Rwandan businesswoman and politician

Rosmary Mbabazi is a businesswoman and politician in Rwanda, who has served as the Cabinet Minister for Youth and Culture in the Rwandan cabinet since 31 August 2017.

==Background and education==
Mbabazi holds a bachelor's degree in education, obtained from Makerere University, in Kampala, Uganda. She also holds a Master of Business Administration, from an institution in the United Kingdom.

==Career==
From 2009 until 2011, she served as the Head of the investment promotion department in the Rwanda Development Board. In 2011, Rosemary Mbabazi was appointed a caretaker of Umubano Hotel and the chairperson of Soprotel, a joint venture company between governments of Rwanda and Libya.
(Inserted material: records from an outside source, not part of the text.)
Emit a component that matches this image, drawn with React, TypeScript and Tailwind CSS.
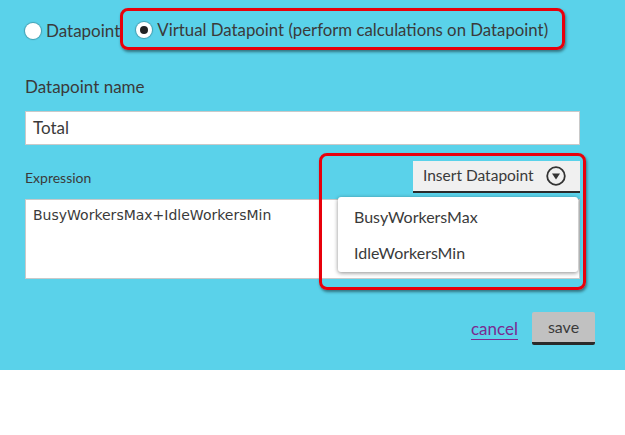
import { useState } from "react";

const font = { fontFamily: "Lato, 'Open Sans', sans-serif" };

const Radio = ({ checked }: { checked: boolean }) => (
  <span className="flex h-[16px] w-[16px] items-center justify-center rounded-full bg-white shadow-[0_0_1px_1px_rgba(0,0,0,0.25)]">
    {checked && <span className="h-[8px] w-[8px] rounded-full bg-[#222]" />}
  </span>
);

const ArrowCircle = () => (
  <svg width="20" height="20" viewBox="0 0 20 20" fill="none">
    <circle cx="10" cy="10" r="8.8" stroke="#333" strokeWidth="1.8" />
    <path d="M6 7.5h8l-4 6z" fill="#333" />
  </svg>
);

export default function App() {
  const [mode] = useState("virtual");

  return (
    <div className="h-[435px] w-[625px] bg-white text-[#3a3a3a]" style={font}>
      <div className="flex h-[370px] flex-col bg-[#5ad2ea] pl-[25px] pr-[45px]">
        {/* type selector */}
        <div className="mt-[22px] flex items-center text-[17px] leading-none">
          <label className="flex items-center gap-[5px]">
            <Radio checked={mode === "plain"} />
            <span>Datapoint</span>
          </label>
          <label className="relative ml-[16px] flex items-center gap-[5px]">
            <span className="pointer-events-none absolute -bottom-[11px] -left-[16px] -right-[17px] -top-[14px] rounded-[8px] border-[3px] border-[#e8000b] shadow-[1px_2px_3px_rgba(0,0,0,0.45)]" />
            <Radio checked={mode === "virtual"} />
            <span className="text-[16.8px]">Virtual Datapoint (perform calculations on Datapoint)</span>
          </label>
        </div>

        <div className="mt-[39px] text-[17px] leading-none">Datapoint name</div>
        <div className="mt-[16px] flex h-[34px] items-center border border-[#c9c9c9] bg-white px-[7px] text-[17px]">
          Total
        </div>

        {/* expression row */}
        <div className="relative mt-[8px]">
          <span className="pointer-events-none absolute left-[294px] top-0 h-[137px] w-[267px] rounded-[8px] border-[3px] border-[#e8000b] shadow-[1px_2px_3px_rgba(0,0,0,0.45)]" />
          <div className="flex items-end justify-between">
            <span className="mb-[8px] text-[14px] leading-none">Expression</span>
            <button className="mt-[8px] flex h-[32px] w-[167px] items-center gap-[12px] border-b-2 border-[#2a2a2a] bg-[#f0f0f0] pl-[10px] text-[15.5px]">
              <span>Insert Datapoint</span>
              <ArrowCircle />
            </button>
          </div>
          <div
            className="mt-[6px] h-[80px] border border-[#c9c9c9] bg-white px-[7px] pt-[5px] text-[14px]"
            style={{ fontFamily: "'DejaVu Sans', Verdana, sans-serif" }}
          >
            BusyWorkersMax+IdleWorkersMin
          </div>
          <div className="absolute left-[313px] top-[44px] w-[240px] rounded-[3px] bg-white text-[16px] shadow-[0_1px_4px_rgba(0,0,0,0.45)]">
            <div className="flex h-[37px] items-center px-[16px] pt-[2px]">BusyWorkersMax</div>
            <div className="flex h-[38px] items-center px-[16px]">IdleWorkersMin</div>
          </div>
        </div>

        <div className="-mr-[15px] mt-[33px] flex items-center justify-end gap-[14px]">
          <a href="#" className="text-[17px] text-[#7b2a90] underline decoration-1 underline-offset-[4px]">
            cancel
          </a>
          <button className="h-[33px] w-[63px] rounded-[2px] border-b-[3px] border-[#2a2a2a] bg-[#c1c1c1] text-[16px]">
            save
          </button>
        </div>
      </div>
    </div>
  );
}
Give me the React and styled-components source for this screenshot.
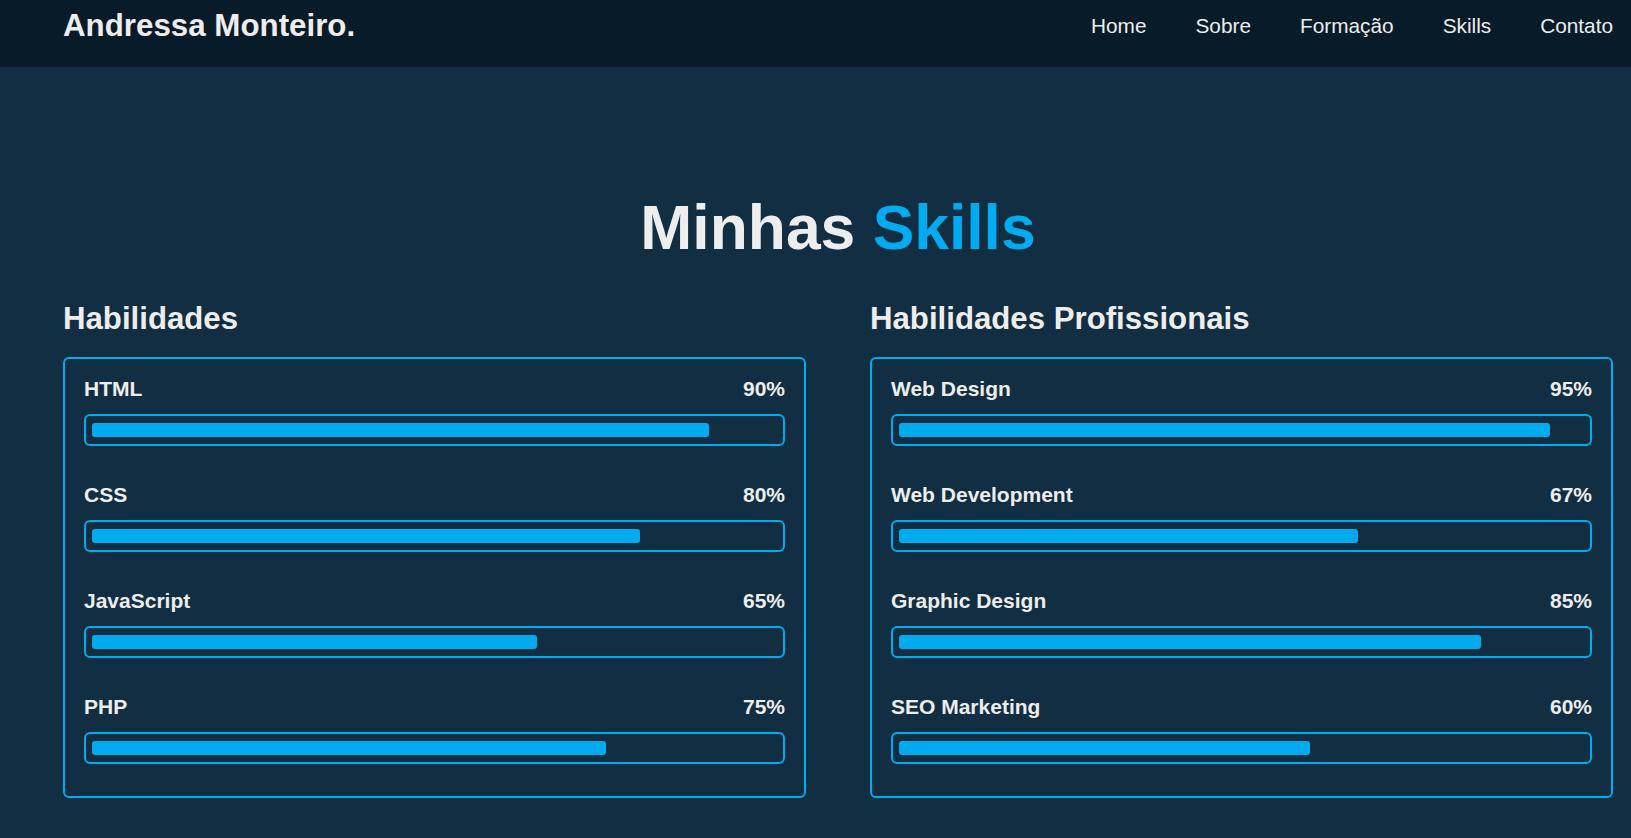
import React from "react";
import styled, { createGlobalStyle } from "styled-components";

const GlobalStyle = createGlobalStyle`
  html, body {
    margin: 0;
    padding: 0;
    background: #112e42;
    color: #ededed;
    font-family: "Liberation Sans", Arial, sans-serif;
  }
  * { box-sizing: border-box; }
`;

const Header = styled.header`
  height: 67px;
  background: #081b29;
  display: flex;
  justify-content: space-between;
  align-items: center;
  padding: 0 18px 16px 63px;
`;

const Logo = styled.a`
  font-size: 31.3px;
  font-weight: 700;
  color: #ededed;
  text-decoration: none;
`;

const Nav = styled.nav`
  display: flex;
  gap: 49px;
`;

const NavLink = styled.a`
  font-size: 20.8px;
  color: #ededed;
  text-decoration: none;
`;

const Section = styled.section`
  padding: 130px 18px 40px 63px;
`;

const Title = styled.h2`
  margin: 0 0 44px;
  text-align: center;
  font-size: 62.4px;
  line-height: 62px;
  font-weight: 700;
  color: #ededed;
`;

const Accent = styled.span`
  color: #00abf0;
`;

const Columns = styled.div`
  display: grid;
  grid-template-columns: 1fr 1fr;
  column-gap: 64px;
`;

const Column = styled.div`
  display: flex;
  flex-direction: column;
`;

const ColumnTitle = styled.h3`
  margin: 0 0 23px;
  font-size: 31.2px;
  line-height: 31px;
  font-weight: 700;
  color: #ededed;
`;

const Card = styled.div`
  border: 2px solid #00abf0;
  border-radius: 6px;
  padding: 20px 19px 32px;
  display: flex;
  flex-direction: column;
  gap: 39px;
`;

const SkillRow = styled.div`
  display: flex;
  flex-direction: column;
  gap: 15px;
`;

const SkillHead = styled.div`
  display: flex;
  justify-content: space-between;
  font-size: 21px;
  line-height: 20px;
  font-weight: 700;
  color: #ededed;
`;

const Bar = styled.div`
  border: 2px solid #00abf0;
  border-radius: 6px;
  padding: 7px 6px;
`;

const Fill = styled.div`
  height: 14px;
  background: #00abf0;
  border-radius: 3px;
`;

const left = [
  { name: "HTML", value: 90 },
  { name: "CSS", value: 80 },
  { name: "JavaScript", value: 65 },
  { name: "PHP", value: 75 },
];

const right = [
  { name: "Web Design", value: 95 },
  { name: "Web Development", value: 67 },
  { name: "Graphic Design", value: 85 },
  { name: "SEO Marketing", value: 60 },
];

function SkillCard({ title, items }) {
  return (
    <Column>
      <ColumnTitle>{title}</ColumnTitle>
      <Card>
        {items.map((s) => (
          <SkillRow key={s.name}>
            <SkillHead>
              <span>{s.name}</span>
              <span>{s.value}%</span>
            </SkillHead>
            <Bar>
              <Fill style={{ width: `${s.value}%` }} />
            </Bar>
          </SkillRow>
        ))}
      </Card>
    </Column>
  );
}

export default function App() {
  return (
    <>
      <GlobalStyle />
      <Header>
        <Logo href="#">Andressa Monteiro.</Logo>
        <Nav>
          <NavLink href="#">Home</NavLink>
          <NavLink href="#">Sobre</NavLink>
          <NavLink href="#">Formação</NavLink>
          <NavLink href="#">Skills</NavLink>
          <NavLink href="#">Contato</NavLink>
        </Nav>
      </Header>
      <Section>
        <Title>
          Minhas <Accent>Skills</Accent>
        </Title>
        <Columns>
          <SkillCard title="Habilidades" items={left} />
          <SkillCard title="Habilidades Profissionais" items={right} />
        </Columns>
      </Section>
    </>
  );
}
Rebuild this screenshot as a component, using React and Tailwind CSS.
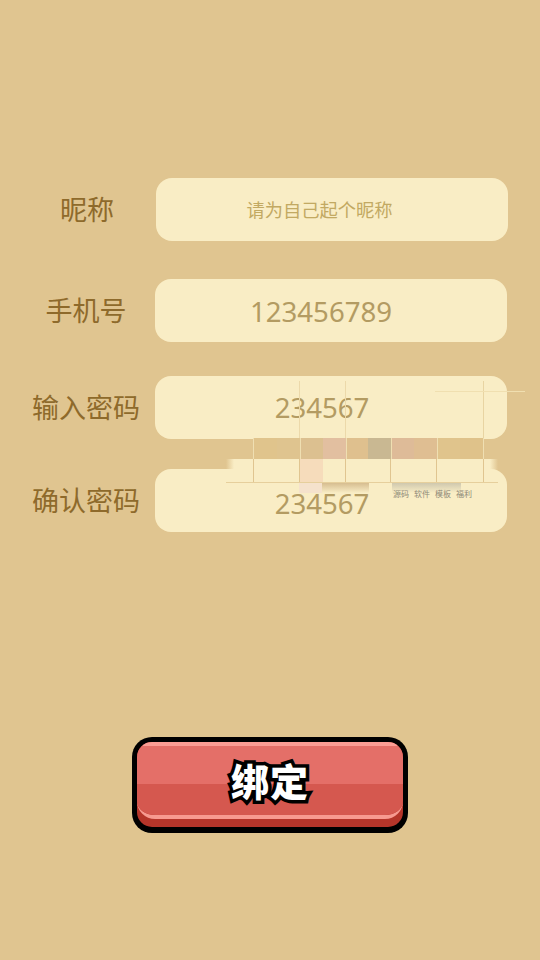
const font = { fontFamily: '"Noto Sans", "Noto Sans CJK SC", sans-serif' };

function Row({ label, value, placeholder, className, valueClass }) {
  return (
    <div className={`flex h-[63px] items-center ${className}`}>
      <div className="w-[155px] pl-[17px] text-center text-[27px] leading-none text-[#8e6a2b]">{label}</div>
      <div className="flex h-full w-[352px] items-center justify-center rounded-[16px] bg-[#f9edc5] pr-[20px]">
        {placeholder ? (
          <span className="mr-[5px] text-[18.25px] text-[#c2a962]">{placeholder}</span>
        ) : (
          <span className={`text-[27.6px] text-[#b39b62] ${valueClass}`}>{value}</span>
        )}
      </div>
    </div>
  );
}

const tints = [
  "bg-[#e0c48c]", "bg-[#dfc48f]", "bg-[#dcc090]", "bg-[#e2bfa0]", "bg-[#dfc08e]",
  "bg-[#c9b892]", "bg-[#debb98]", "bg-[#dfbe92]", "bg-[#e0c48c]", "bg-[#dfc28a]",
];
const cream = ["", "bg-[linear-gradient(90deg,#f6dcbb_50%,transparent_50%)]", "", "", ""];
const lower = [
  "", "", "bg-[#f5e2cc]", "bg-gradient-to-b from-[#d6bd90] to-transparent",
  "bg-gradient-to-b from-[#d6bd90] to-transparent", "",
  "bg-gradient-to-b from-[#cfc8ae] to-transparent", "bg-gradient-to-b from-[#cfc8ae] to-transparent",
  "bg-gradient-to-b from-[#cfc8ae] to-transparent", "",
];

function Watermark() {
  return (
    <div className="pointer-events-none absolute left-[226px] top-[381px] flex w-[272px] flex-col">
      <div className="relative ml-[27px] mr-[14px] grid h-[57px] grid-cols-5 border-r border-[#e8d4a2]">
        <div className="absolute left-[182px] top-[10px] h-px w-[90px] bg-[#f0dfb0]" />
        <div />
        <div className="border-l border-[#ecd9aa]" />
        <div className="border-l border-[#ecd9aa]" />
        <div />
        <div />
      </div>
      <div className="ml-[27px] mr-[14px] grid h-[21px] grid-cols-10 border-x border-[#efdfb2]">
        {tints.map((t, i) => (
          <div key={i} className={`${t} ${i % 2 === 0 && i > 0 ? "border-l border-[#efdfb2]" : ""}`} />
        ))}
      </div>
      <div className="border-b border-[#e6cf9c] bg-[linear-gradient(90deg,transparent,#f9edc5_8px,#f9edc5_calc(100%-8px),transparent)] pl-[27px] pr-[14px]">
        <div className="grid h-[23px] grid-cols-5 divide-x divide-[#e0c590] border-x border-[#e0c590]">
          {cream.map((c, i) => (
            <div key={i} className={c} />
          ))}
        </div>
      </div>
      <div className="ml-[27px] mr-[14px] grid h-[10px] grid-cols-10">
        {lower.map((c, i) => (
          <div key={i} className={c} />
        ))}
      </div>
      <div className="-mt-[4px] ml-[167px] flex gap-[5px] text-[8px] leading-[10px] text-[#8f8a78]">
        <span>源码</span>
        <span>软件</span>
        <span>模板</span>
        <span>福利</span>
      </div>
    </div>
  );
}

function BindButton() {
  return (
    <div className="relative mx-auto mt-[205px] h-[96px] w-[276px] rounded-[20px] bg-black p-[5px]">
      <div className="flex h-[85px] flex-col overflow-hidden rounded-[15px] bg-[#b5352a]">
        <div className="flex h-[77px] flex-col overflow-hidden rounded-b-[18px] border-t-[4px] border-b-[4px] border-t-[#fb9d94] border-b-[#f79a90]">
          <div className="h-[38px] bg-[#e46f68]" />
          <div className="flex-1 bg-[#d5584f]" />
        </div>
      </div>
      <div className="absolute inset-x-0 top-[21px] flex h-[44px] items-center justify-center">
        <span
          className="text-[38px] font-black leading-none tracking-[1px] text-white [-webkit-text-stroke:7px_#000] [paint-order:stroke_fill] [stroke-linejoin:round]"
          style={{ fontFamily: '"Noto Sans CJK SC", sans-serif' }}
        >
          绑定
        </span>
      </div>
    </div>
  );
}

export default function App() {
  return (
    <div className="relative h-[960px] w-[540px] overflow-hidden bg-[#e0c590] pt-[178px]" style={font}>
      <Row label="昵称" placeholder="请为自己起个昵称" className="ml-px" />
      <Row label="手机号" value="123456789" valueClass="pt-[2px]" className="mt-[38px]" />
      <Row label="输入密码" value="234567" valueClass="pt-[1px] ml-[2px]" className="mt-[34px]" />
      <Row label="确认密码" value="234567" valueClass="pt-[7px] ml-[2px]" className="mt-[30px]" />
      <Watermark />
      <BindButton />
    </div>
  );
}
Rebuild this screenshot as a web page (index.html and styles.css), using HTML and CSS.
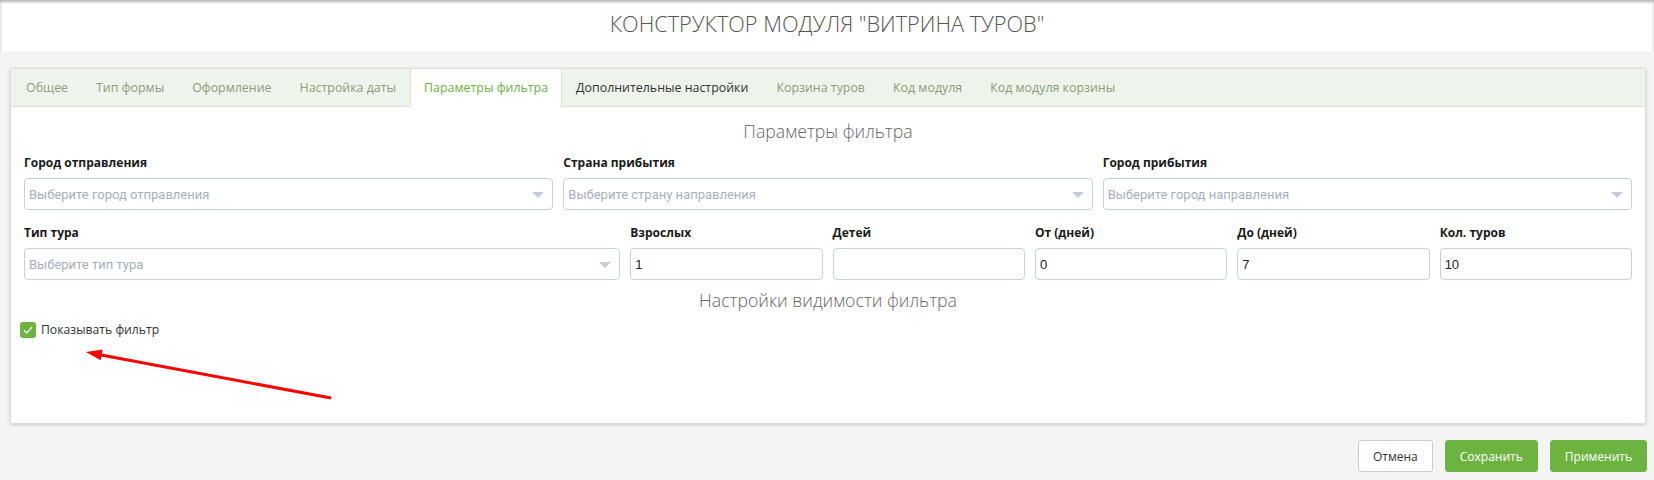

In February 2012, she was appointed the Permanent Secretary in the Ministry of Youth and ICT, serving in that capacity until February 2017, when she was transferred to the Rwanda Ministry of Trade, Industry and East African Community Affairs (MINEACOM), as the permanent secretary.

In the cabinet reshuffle of 31 August 2017, Mbabazi was appointed the cabinet minister for the newly created Ministry of Youth, the former Ministry of Youth and ICT, having been split into two dockets.

==Other responsibilities==
Rosemary Mbabazi has previously served as a member of the board of directors of Rwanda Revenue Authority.